REQUIRED WORK:
Reproduce every line in the listing that contains the word "TypeScript".

INFORMATION SUPPLIED:

-.-.-

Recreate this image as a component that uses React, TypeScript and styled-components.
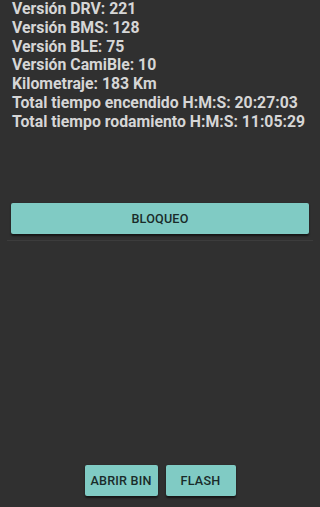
import React from "react";
import styled, { createGlobalStyle } from "styled-components";

const GlobalStyle = createGlobalStyle`
  html, body {
    margin: 0;
    padding: 0;
    background: #303030;
  }
  #root {
    height: 100vh;
  }
`;

const Screen = styled.div`
  display: flex;
  flex-direction: column;
  height: 507px;
  background: #303030;
  font-family: Roboto, "Liberation Sans", sans-serif;
  box-sizing: border-box;
  padding: 0 11px 11px;
`;

const InfoList = styled.div`
  display: flex;
  flex-direction: column;
  padding-left: 1px;
`;

const InfoLine = styled.div`
  font-size: 15.8px;
  font-weight: 700;
  line-height: 18.8px;
  color: #d6d6d6;
  white-space: nowrap;
`;

const Button = styled.button<{ $width?: number }>`
  height: 31px;
  width: ${(p) => (p.$width ? `${p.$width}px` : "100%")};
  border: none;
  border-radius: 2px;
  background: #80cbc4;
  color: #1a2b2a;
  font-family: Roboto, "Liberation Sans", sans-serif;
  font-size: 12.6px;
  font-weight: 500;
  letter-spacing: 0.2px;
  box-shadow: 0 1.5px 2px rgba(0, 0, 0, 0.55);
  padding: 0;
  cursor: pointer;
`;

const LockButton = styled(Button)`
  margin-top: 71px;
`;

const Divider = styled.div`
  height: 1px;
  margin: 6px -4px 0;
  background: #3c3c3c;
`;

const Spacer = styled.div`
  flex: 1;
`;

const BottomRow = styled.div`
  display: flex;
  justify-content: center;
  gap: 8px;
`;

const lines = [
  "Versión DRV: 221",
  "Versión BMS: 128",
  "Versión BLE: 75",
  "Versión CamiBle: 10",
  "Kilometraje: 183 Km",
  "Total tiempo encendido H:M:S: 20:27:03",
  "Total tiempo rodamiento H:M:S: 11:05:29",
];

const App = () => {
  return (
    <>
      <GlobalStyle />
      <Screen>
        <InfoList>
          {lines.map((l) => (
            <InfoLine key={l}>{l}</InfoLine>
          ))}
        </InfoList>
        <LockButton>BLOQUEO</LockButton>
        <Divider />
        <Spacer />
        <BottomRow>
          <Button $width={73}>ABRIR BIN</Button>
          <Button $width={70}>FLASH</Button>
        </BottomRow>
      </Screen>
    </>
  );
};

export default App;
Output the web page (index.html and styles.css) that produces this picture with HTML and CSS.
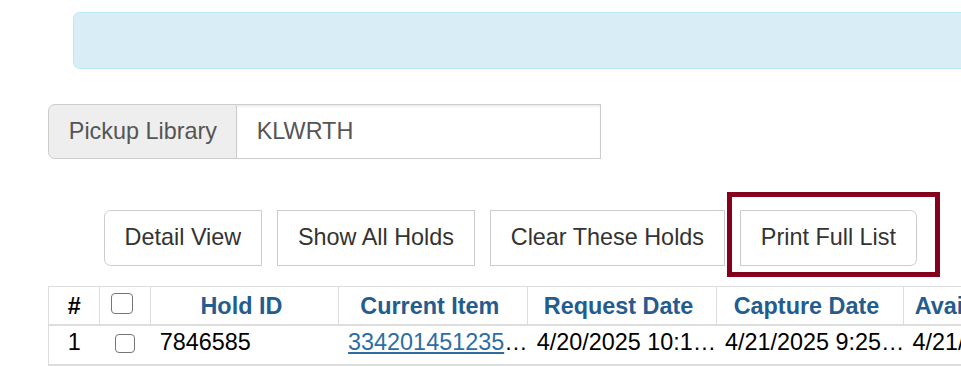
FILE: index.html
```html
<!DOCTYPE html>
<html>
<head>
<meta charset="utf-8">
<link rel="stylesheet" href="styles.css">
</head>
<body>
<div class="alert"></div>

<div class="input-group">
  <span class="addon">Pickup Library</span>
  <span class="field">KLWRTH</span>
</div>

<div class="toolbar">
  <button class="btn btn-first">Detail View</button>
  <button class="btn">Show All Holds</button>
  <button class="btn">Clear These Holds</button>
  <span class="highlight"><button class="btn btn-last">Print Full List</button></span>
</div>

<table class="holds">
  <colgroup>
    <col class="c-num"><col class="c-chk"><col class="c-id"><col class="c-item"><col class="c-req"><col class="c-cap"><col class="c-avail"><col class="c-more">
  </colgroup>
  <thead>
    <tr>
      <th class="num">#</th>
      <th><input type="checkbox" class="chk chk-head"></th>
      <th>Hold ID</th>
      <th>Current Item</th>
      <th>Request Date</th>
      <th>Capture Date</th>
      <th>Available Date</th>
      <th>Pickup Library</th>
    </tr>
  </thead>
  <tbody>
    <tr>
      <td class="center first">1</td>
      <td><input type="checkbox" class="chk chk-body"></td>
      <td>7846585</td>
      <td class="item"><a href="#">334201451235</a>…</td>
      <td>4/20/2025 10:1…</td>
      <td>4/21/2025 9:25…</td>
      <td>4/21/2025 9:25…</td>
      <td>KLWRTH</td>
    </tr>
  </tbody>
</table>
</body>
</html>
```

FILE: styles.css
```css
html, body {
  margin: 0;
  padding: 0;
  overflow: hidden;
  background: #fff;
}
body {
  font-family: "Liberation Sans", Arial, sans-serif;
  font-size: 23.4px;
  line-height: 33px;
  color: #333;
}
* { box-sizing: border-box; }

.alert {
  margin: 12px 0 0 72.5px;
  width: 1000px;
  height: 57px;
  background: #d9edf7;
  border: 1px solid #bce8f1;
  border-radius: 6.6px;
}

.input-group {
  display: flex;
  margin: 35px 0 0 48px;
  width: 552.7px;
  height: 55.3px;
}
.addon {
  display: flex;
  align-items: center;
  padding: 0 19.8px;
  width: 188.7px;
  background: #eee;
  border: 1px solid #ccc;
  border-radius: 6.6px 0 0 6.6px;
  color: #555;
  white-space: nowrap;
}
.field {
  flex: 1;
  display: flex;
  align-items: center;
  padding: 0 20px;
  border: 1px solid #ccc;
  border-left: none;
  color: #555;
  box-shadow: inset 0 1.65px 1.65px rgba(0,0,0,.075);
}

.toolbar {
  display: flex;
  gap: 15.6px;
  margin: 50.7px 0 0 104px;
}
.btn {
  font: inherit;
  color: #333;
  background: #fff;
  border: 1px solid #ccc;
  border-radius: 0;
  padding: 10.3px 19.6px;
  height: 55.7px;
  line-height: 33px;
  margin: 0;
  white-space: nowrap;
}
.btn-first { border-radius: 6.6px 0 0 6.6px; }
.btn-last { border-radius: 0 6.6px 6.6px 0; }

.highlight {
  position: relative;
  display: block;
}
.highlight::after {
  content: "";
  position: absolute;
  left: -13.3px;
  top: -17.7px;
  right: -23px;
  bottom: -11px;
  border: 5px solid #84001c;
  pointer-events: none;
}

.holds {
  margin: 20.3px 0 0 48px;
  border-collapse: separate;
  border-spacing: 0;
  table-layout: fixed;
  width: 1400px;
}
.c-num { width: 51.3px; }
.c-chk { width: 51.2px; }
.c-id { width: 187.8px; }
.c-item { width: 189.2px; }
.c-req { width: 188.2px; }
.c-cap { width: 187.6px; }
.c-avail { width: 188px; }
.c-more { width: 356.7px; }

.holds th {
  font-weight: bold;
  color: #245c8f;
  text-align: center;
  padding: 3.3px 8px 0.4px 1px;
  line-height: 33px;
  border-top: 1px solid #ddd;
  border-left: 1px solid #ddd;
  border-bottom: 2px solid #ddd;
  white-space: nowrap;
  overflow: hidden;
  vertical-align: top;
}
.holds th.num { color: #000; padding: 3.3px 4px 0.4px; }

.holds td {
  color: #000;
  padding: 0 0 5px 9.3px;
  line-height: 33px;
  border-bottom: 2px solid #ddd;
  white-space: nowrap;
  overflow: hidden;
  vertical-align: top;
}
.holds td.item { padding-left: 9.8px; }
.holds td.first { border-left: 1px solid #ddd; }
.holds td.center { text-align: center; padding: 0 0 5px; }
.holds a {
  color: #2e6da4;
  text-decoration: underline;
}

.chk {
  appearance: none;
  -webkit-appearance: none;
  display: block;
  margin: 0 auto;
  border: 1.6px solid #767676;
  border-radius: 4px;
  background: #fff;
}
.chk-head {
  width: 21.5px;
  height: 21px;
  margin-top: 2.7px;
}
.chk-body {
  width: 20px;
  height: 19.5px;
  margin-top: 8.3px;
  margin-left: 6px;
}
```
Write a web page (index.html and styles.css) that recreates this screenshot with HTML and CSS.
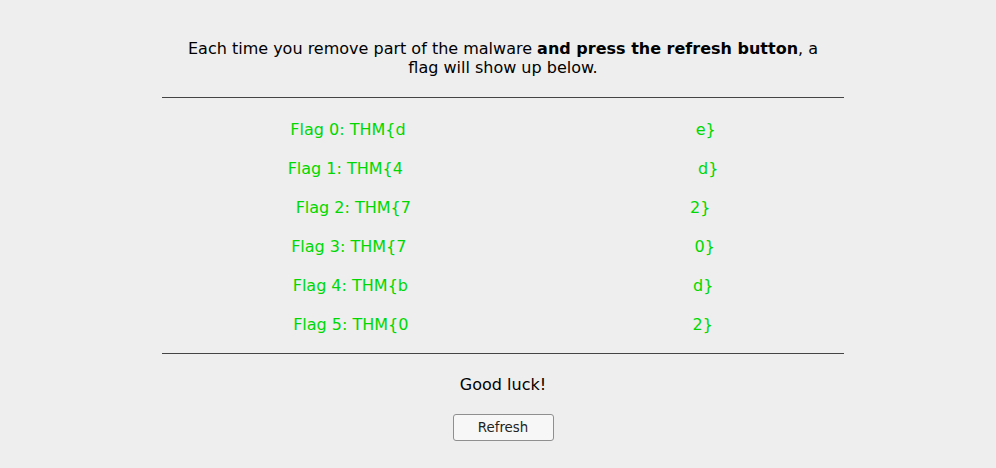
FILE: index.html
```html
<!DOCTYPE html>
<html>
<head>
<meta charset="utf-8">
<link rel="stylesheet" href="styles.css">
</head>
<body>
<main class="page">
  <p class="intro">Each time you remove part of the malware <b>and press the refresh button</b>, a flag will show up below.</p>
  <hr class="rule">
  <div class="flags">
    <div class="flag"><span>Flag 0: THM{d</span><span class="gap r0"></span><span>e}</span></div>
    <div class="flag"><span>Flag 1: THM{4</span><span class="gap r1"></span><span>d}</span></div>
    <div class="flag"><span>Flag 2: THM{7</span><span class="gap r2"></span><span>2}</span></div>
    <div class="flag"><span>Flag 3: THM{7</span><span class="gap r3"></span><span>0}</span></div>
    <div class="flag"><span>Flag 4: THM{b</span><span class="gap r4"></span><span>d}</span></div>
    <div class="flag"><span>Flag 5: THM{0</span><span class="gap r5"></span><span>2}</span></div>
  </div>
  <hr class="rule">
  <p class="luck">Good luck!</p>
  <button class="refresh" type="button">Refresh</button>
</main>
</body>
</html>
```
FILE: styles.css
```css
html, body {
  margin: 0;
  padding: 0;
  background: #eeeeee;
}
body {
  font-family: "DejaVu Sans", sans-serif;
  font-size: 16px;
  color: #000;
}
.page {
  width: 682px;
  margin-left: 162px;
  display: flex;
  flex-direction: column;
  align-items: center;
  padding-top: 39px;
}
.intro {
  margin: 0;
  max-width: 650px;
  text-align: center;
  line-height: 19px;
}
.rule {
  width: 100%;
  margin: 20px 0 0 0;
  border: 0;
  border-top: 1px solid #444;
  height: 0;
}
.flags {
  display: flex;
  flex-direction: column;
  align-items: center;
  gap: 20px;
  padding: 22px 0 19px 0;
}
.flags + .rule {
  margin-top: 0;
}
.flag {
  color: #00d800;
  line-height: 19px;
  white-space: nowrap;
  display: flex;
}
.gap { display: inline-block; }
.r0 { width: 290px; }
.r1 { width: 295px; }
.r2 { width: 279px; }
.r3 { width: 288px; }
.r4 { width: 285px; }
.r5 { width: 284px; }
.luck {
  margin: 21px 0 0 0;
  line-height: 19px;
}
.refresh {
  margin-top: 20px;
  width: 101px;
  height: 27px;
  font-family: "DejaVu Sans", sans-serif;
  font-size: 13.33px;
  color: #222;
  background: #f7f7f7;
  border: 1px solid #8f8f8f;
  border-radius: 3px;
  padding: 0;
}
```
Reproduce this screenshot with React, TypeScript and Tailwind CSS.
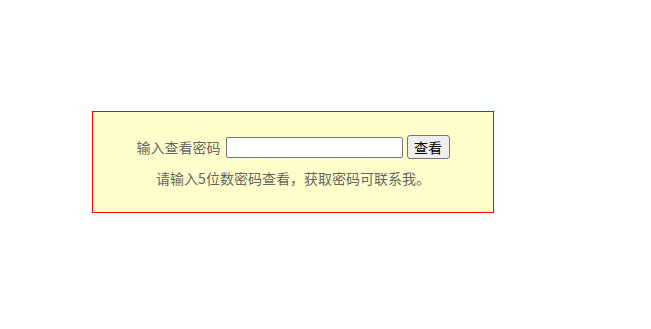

-.-.-

RESULT FOR THIS EXERCISE:
Recreate this image as a component that uses React, TypeScript and styled-components.
Reproduce this screenshot with React, TypeScript and Tailwind CSS.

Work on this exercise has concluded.